The U.S. has video showing an individual believed to be Mohammed Emwazi exiting a building in the ISIS stronghold of Raqqa and getting into a vehicle, a senior defense official earlier told NBC News. A U.S.-operated MQ-9 Reaper drone, one of three that had been tracking Emwazi, then struck the car with two Hellfire missiles, a senior military official also said.

Related: From Would-Be Soccer Star to the Face of ISIS

Warren could not comment on the existence of the video, but said the presumed death of Emwazi, a Kuwait-born British citizen, is a "significant blow" to ISIS' image.

"This guy was a human animal. Killing him is probably making the world a little bit better place," Warren said.
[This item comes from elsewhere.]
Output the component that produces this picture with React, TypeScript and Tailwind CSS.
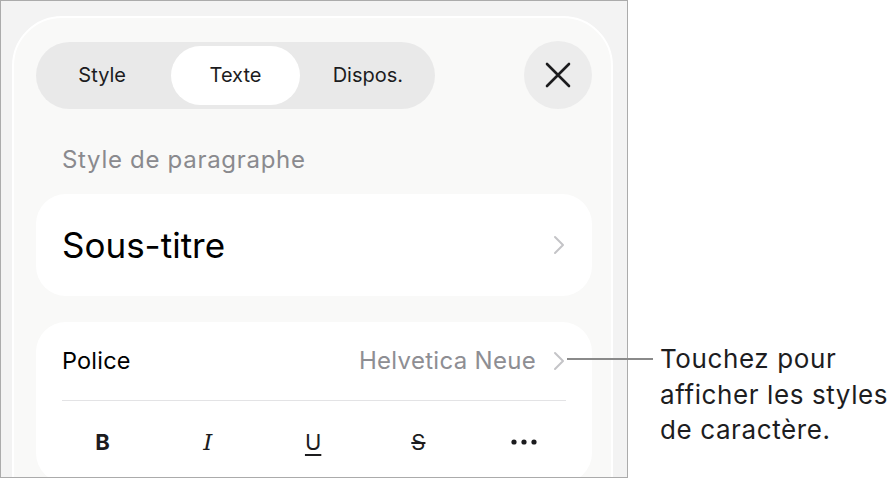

He added that a person seen with Emwazi — possibly a driver he characterized as his "best friend" — was also killed, although he was not high level.

Two defense officials say that the U.S. spent “a few days” watching Emwazi before the strike. During that time, he visited some family he has in Raqqa.

When military officials were assured only the intended targets were in the area, "we took the shot," he added.

Both officials stressed how the U.S. has worked closely with the British for the past year to find him. Despite the fact he was not a tactical leader, he was a high priority for both nations, the officials say.

A masked Emwazi had participated in numerous propaganda videos in the killings of Westerners, including American journalists Steven Sotloff and James Foley, American aid worker Abdul-Rahman Kassig, British aid workers David Haines and Alan Henning and Japanese journalist Kenji Goto, officials said.

Speaking earlier, British Prime Minister David Cameron thanked the U.S. for the strike, describing it as "an act of self-defense" and the "right thing to do."

Emwazi, who was in his mid-20s, was identified as the masked knife-wielding man in the gruesome execution videos in February. He was dubbed "Jihadi John" by hostages because he was one of four British terrorists whom their prisoners named "The Beatles."

Related: What Will 'Jihadi John' Strike Mean for ISIS?

Emwazi — a computer science graduate who lived in a West London neighborhood that has produced several other terrorists before leaving for Syria in 2013 — had been known to security services and was detained several times dating to 2009. He was interrogated but was never arrested or charged.

Britain's MI5 intelligence agency believes he was a member of a network of supporters of terrorism and had been in contact with one of the men convicted of attempting to bomb London's transit system on July 21, 2005. The successful suicide attacks killed 52 commuters.

Emwazi's suspected death showed that the broader anti-ISIS strategy was showing signs of succeeding, according to Michael Stephens, a research fellow at the London-based Royal United Services Institute think tank.

"We’re chipping away,” he said. “There’s lots of work being done to target ISIS,” Stephens added, referring the wider strategy that included the push by Kurdish forces to retake Sinjar in Iraq.

Simon Palombi, a security consultant at London's Chatham House think tank, was more cautious.

“The only thing that’s going to strike fear into the hearts of ISIS fighters is if the Western governments actually commit to fighting them — and they have not done that,” he said. “Airstrikes are not a long term strategy.”